Sift the material for lines containing "styles", and return them.

- [Material provided]
----
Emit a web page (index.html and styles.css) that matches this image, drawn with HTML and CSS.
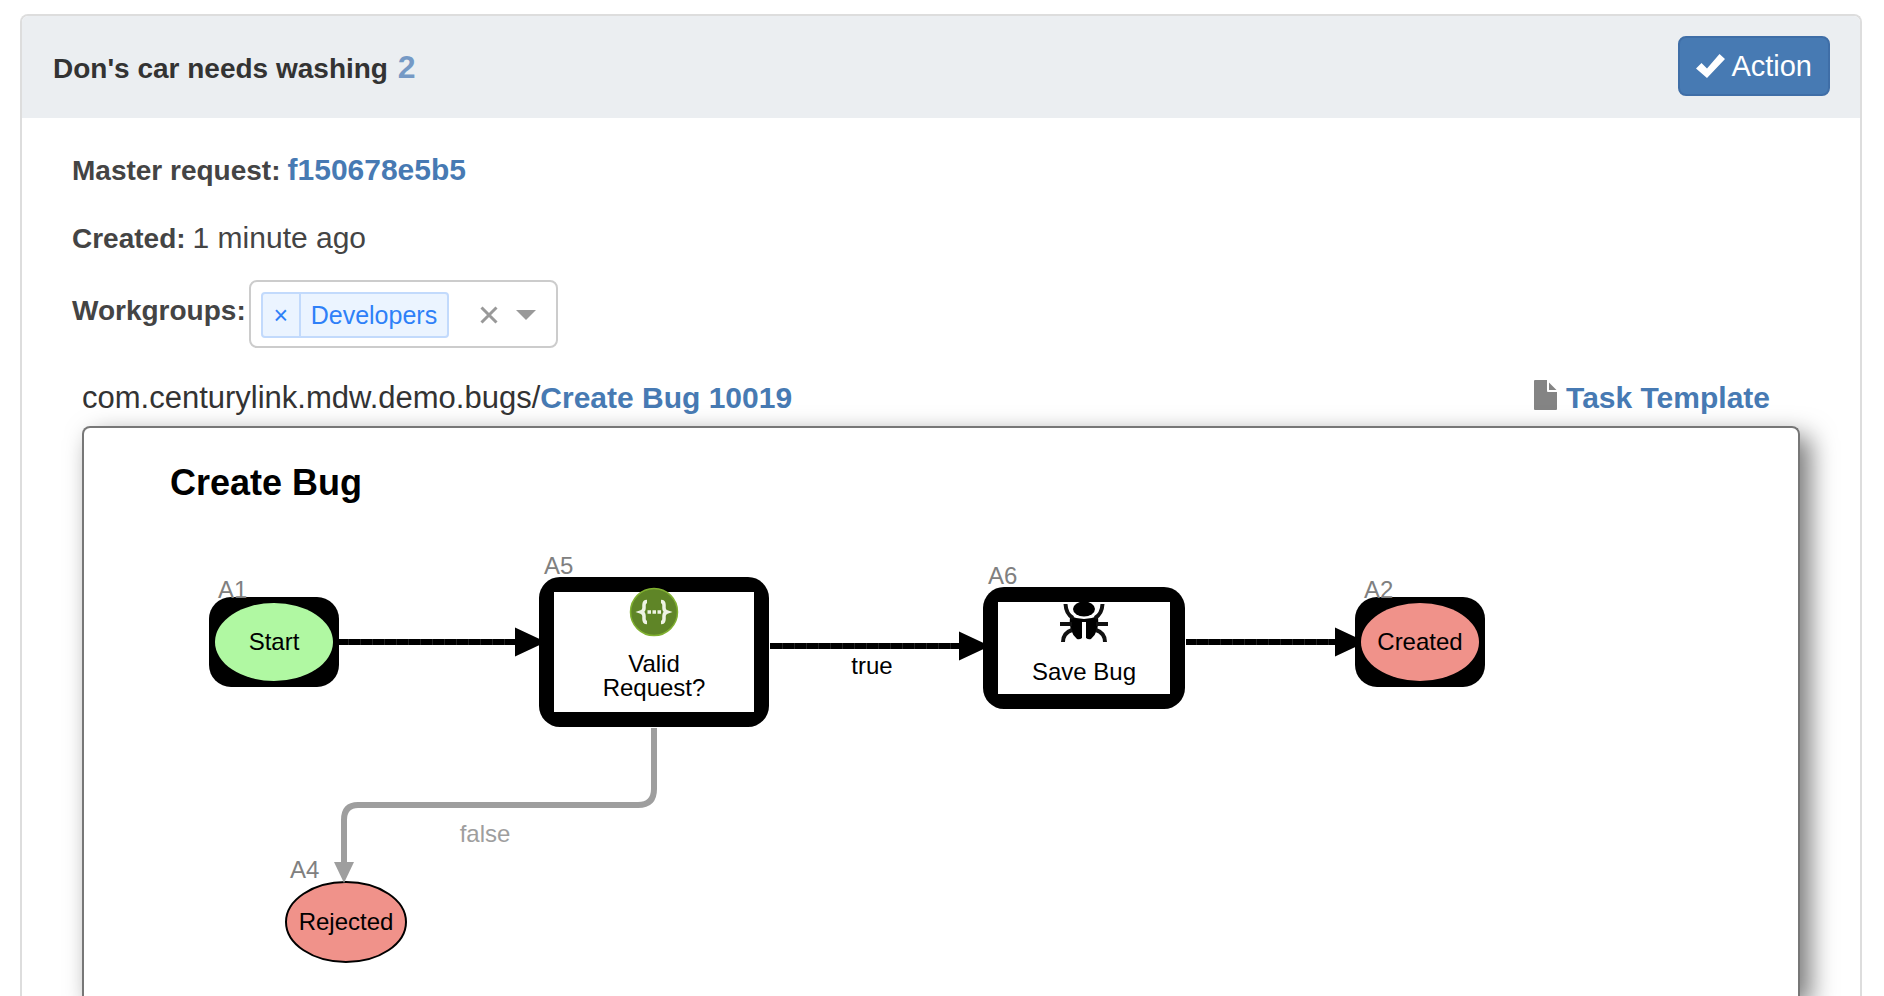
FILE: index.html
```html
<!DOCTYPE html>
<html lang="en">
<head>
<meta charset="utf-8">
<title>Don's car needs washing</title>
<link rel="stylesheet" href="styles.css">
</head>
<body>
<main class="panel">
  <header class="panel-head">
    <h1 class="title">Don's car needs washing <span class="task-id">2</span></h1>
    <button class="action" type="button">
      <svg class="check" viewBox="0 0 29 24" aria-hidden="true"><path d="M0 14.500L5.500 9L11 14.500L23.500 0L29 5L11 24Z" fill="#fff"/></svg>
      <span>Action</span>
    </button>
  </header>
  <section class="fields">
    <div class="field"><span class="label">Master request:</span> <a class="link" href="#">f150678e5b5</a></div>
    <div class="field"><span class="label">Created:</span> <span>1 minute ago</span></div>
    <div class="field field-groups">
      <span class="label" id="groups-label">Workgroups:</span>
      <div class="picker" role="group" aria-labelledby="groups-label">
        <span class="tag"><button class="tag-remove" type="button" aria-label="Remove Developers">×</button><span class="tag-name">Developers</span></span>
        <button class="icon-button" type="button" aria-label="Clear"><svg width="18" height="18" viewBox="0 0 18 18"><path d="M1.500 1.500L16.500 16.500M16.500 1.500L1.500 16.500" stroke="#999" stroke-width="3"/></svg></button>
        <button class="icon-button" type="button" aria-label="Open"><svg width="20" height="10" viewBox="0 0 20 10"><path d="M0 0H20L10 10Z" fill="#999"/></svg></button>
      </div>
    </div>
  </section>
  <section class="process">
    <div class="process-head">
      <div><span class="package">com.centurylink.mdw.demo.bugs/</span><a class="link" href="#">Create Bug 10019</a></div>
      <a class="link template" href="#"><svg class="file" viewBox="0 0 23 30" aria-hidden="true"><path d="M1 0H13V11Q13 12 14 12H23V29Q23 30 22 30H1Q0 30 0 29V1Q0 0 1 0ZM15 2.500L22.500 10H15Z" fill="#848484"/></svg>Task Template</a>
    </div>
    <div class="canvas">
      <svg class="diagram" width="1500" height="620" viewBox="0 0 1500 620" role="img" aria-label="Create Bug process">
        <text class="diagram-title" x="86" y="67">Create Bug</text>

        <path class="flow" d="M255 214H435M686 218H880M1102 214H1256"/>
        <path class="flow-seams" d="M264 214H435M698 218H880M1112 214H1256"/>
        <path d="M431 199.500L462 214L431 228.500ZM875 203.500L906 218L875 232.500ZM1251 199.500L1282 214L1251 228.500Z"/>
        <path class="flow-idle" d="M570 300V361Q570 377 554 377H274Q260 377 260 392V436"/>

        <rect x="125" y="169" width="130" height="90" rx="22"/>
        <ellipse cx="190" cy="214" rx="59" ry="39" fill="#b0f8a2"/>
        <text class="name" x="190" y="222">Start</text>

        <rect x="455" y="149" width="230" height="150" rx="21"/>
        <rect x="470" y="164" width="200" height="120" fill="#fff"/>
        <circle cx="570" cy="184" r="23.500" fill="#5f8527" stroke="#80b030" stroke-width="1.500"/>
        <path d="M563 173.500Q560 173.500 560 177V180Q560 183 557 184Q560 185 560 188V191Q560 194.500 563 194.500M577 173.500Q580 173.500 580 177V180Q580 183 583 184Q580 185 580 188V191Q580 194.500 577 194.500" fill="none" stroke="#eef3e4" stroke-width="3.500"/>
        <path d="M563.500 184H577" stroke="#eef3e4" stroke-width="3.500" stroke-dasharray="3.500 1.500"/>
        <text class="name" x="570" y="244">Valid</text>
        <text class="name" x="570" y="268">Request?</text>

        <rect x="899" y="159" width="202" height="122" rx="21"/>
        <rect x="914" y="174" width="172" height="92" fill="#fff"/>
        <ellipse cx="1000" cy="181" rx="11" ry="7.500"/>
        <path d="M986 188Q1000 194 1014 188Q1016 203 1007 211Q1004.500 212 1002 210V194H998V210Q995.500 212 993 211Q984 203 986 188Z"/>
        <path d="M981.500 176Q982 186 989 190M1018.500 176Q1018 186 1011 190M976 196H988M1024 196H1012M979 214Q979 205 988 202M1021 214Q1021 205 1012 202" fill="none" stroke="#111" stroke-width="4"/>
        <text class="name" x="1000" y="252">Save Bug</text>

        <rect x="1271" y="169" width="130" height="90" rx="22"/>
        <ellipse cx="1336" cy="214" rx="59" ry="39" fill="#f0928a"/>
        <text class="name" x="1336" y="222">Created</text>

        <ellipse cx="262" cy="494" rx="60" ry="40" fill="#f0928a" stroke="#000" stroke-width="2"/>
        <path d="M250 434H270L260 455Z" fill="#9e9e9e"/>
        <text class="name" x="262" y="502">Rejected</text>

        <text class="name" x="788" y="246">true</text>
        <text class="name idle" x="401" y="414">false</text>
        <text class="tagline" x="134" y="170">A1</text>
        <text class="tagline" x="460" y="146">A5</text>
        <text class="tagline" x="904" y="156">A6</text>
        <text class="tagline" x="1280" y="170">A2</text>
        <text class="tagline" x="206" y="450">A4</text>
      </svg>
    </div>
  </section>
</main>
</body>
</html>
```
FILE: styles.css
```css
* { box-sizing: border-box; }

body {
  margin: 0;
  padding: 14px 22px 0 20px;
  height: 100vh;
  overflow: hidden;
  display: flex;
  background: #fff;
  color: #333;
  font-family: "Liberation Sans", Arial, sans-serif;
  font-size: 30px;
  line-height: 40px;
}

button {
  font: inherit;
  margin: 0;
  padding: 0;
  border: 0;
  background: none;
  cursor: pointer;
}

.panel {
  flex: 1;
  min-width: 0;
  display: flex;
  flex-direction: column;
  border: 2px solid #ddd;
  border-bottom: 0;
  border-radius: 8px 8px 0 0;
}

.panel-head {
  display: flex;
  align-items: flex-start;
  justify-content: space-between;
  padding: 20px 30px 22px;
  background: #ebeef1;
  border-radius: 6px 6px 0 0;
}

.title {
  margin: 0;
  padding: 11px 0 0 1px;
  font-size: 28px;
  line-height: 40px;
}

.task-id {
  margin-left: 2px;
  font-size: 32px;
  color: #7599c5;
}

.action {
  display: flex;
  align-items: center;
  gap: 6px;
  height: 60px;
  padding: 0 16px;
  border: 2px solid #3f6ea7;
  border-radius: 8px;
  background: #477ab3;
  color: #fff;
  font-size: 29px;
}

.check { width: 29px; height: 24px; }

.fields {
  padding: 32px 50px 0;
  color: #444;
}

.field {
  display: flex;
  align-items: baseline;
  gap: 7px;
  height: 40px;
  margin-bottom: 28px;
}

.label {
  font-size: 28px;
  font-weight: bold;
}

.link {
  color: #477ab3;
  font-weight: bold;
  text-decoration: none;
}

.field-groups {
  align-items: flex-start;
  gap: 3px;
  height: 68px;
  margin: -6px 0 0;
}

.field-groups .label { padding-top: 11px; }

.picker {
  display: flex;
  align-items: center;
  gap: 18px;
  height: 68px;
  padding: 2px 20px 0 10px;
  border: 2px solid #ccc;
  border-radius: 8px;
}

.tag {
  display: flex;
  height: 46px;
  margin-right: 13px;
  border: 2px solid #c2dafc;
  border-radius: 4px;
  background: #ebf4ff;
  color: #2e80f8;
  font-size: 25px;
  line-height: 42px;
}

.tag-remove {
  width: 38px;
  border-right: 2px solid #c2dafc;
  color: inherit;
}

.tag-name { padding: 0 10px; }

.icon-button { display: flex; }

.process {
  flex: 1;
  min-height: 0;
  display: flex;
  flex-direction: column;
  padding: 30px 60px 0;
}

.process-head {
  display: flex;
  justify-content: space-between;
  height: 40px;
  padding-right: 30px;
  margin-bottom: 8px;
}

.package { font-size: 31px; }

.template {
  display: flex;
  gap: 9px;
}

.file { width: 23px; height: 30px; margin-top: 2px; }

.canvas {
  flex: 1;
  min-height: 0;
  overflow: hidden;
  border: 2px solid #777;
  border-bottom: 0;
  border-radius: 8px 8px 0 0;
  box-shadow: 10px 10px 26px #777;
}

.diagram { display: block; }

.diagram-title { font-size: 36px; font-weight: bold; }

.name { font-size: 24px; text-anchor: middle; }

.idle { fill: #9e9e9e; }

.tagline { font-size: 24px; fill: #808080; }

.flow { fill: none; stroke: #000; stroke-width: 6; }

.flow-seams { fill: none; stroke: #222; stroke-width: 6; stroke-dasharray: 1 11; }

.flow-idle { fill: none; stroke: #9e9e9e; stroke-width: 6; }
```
----
- [Solution]
Emit a web page (index.html and styles.css) that matches this image, drawn with HTML and CSS.
<link rel="stylesheet" href="styles.css">
FILE: styles.css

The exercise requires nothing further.